My initial thought is to combine the PICO tts library with the Blender Game Engine (BGE). Though I'm not sure if there are python bindings for the Pico engine.
The espeak project (espeak.sourceforge.net/) converts normal text into phonemes, which could then be used to drive shape-keys (or blend-keys, I forget Blender's name for them, it's been 5+ years since I last played with Blender/Maya/3DSMax).
Presumably, you could implement the espeak engine in python (or create a module that was accessible via python) and use that to generate the required phonemes before passing them off to your shape/blend-key controller and to Pico simultaneously.

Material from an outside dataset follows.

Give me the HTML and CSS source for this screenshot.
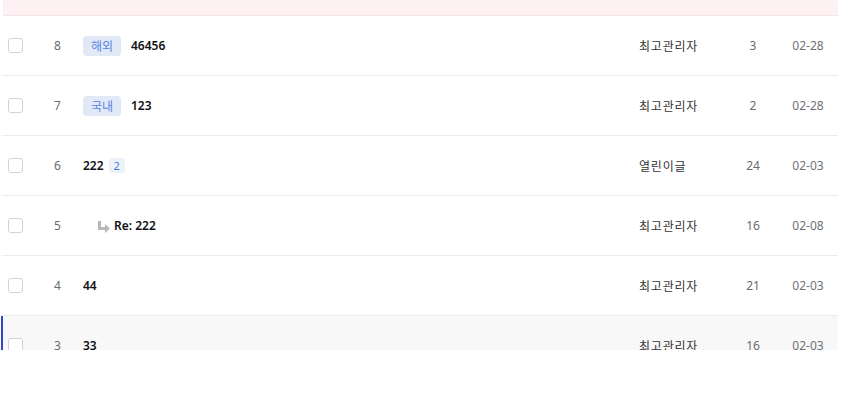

After a quick look, it seems that libttspico-dev is the package that supports development of pico enabled apps, though it only appears to contain c/c++ files - I suppose it should be possible to create a python module that leveraged the engine, but I'm really not familiar with anything more about Pico than it's name and basic function. This may be a foolish and uninformed suggestion.
In any case, that sure is an interesting project. Perhaps the easier route would be to create an app in C/C++ that used OGRE and Pico. Important factor would be OGRE's ability to blend from 1 shape-key to the next, also - it may also be that Pico does everything internally in such a way that you can't get callbacks or monitor it's current position in the playing speech.
Bookmarked.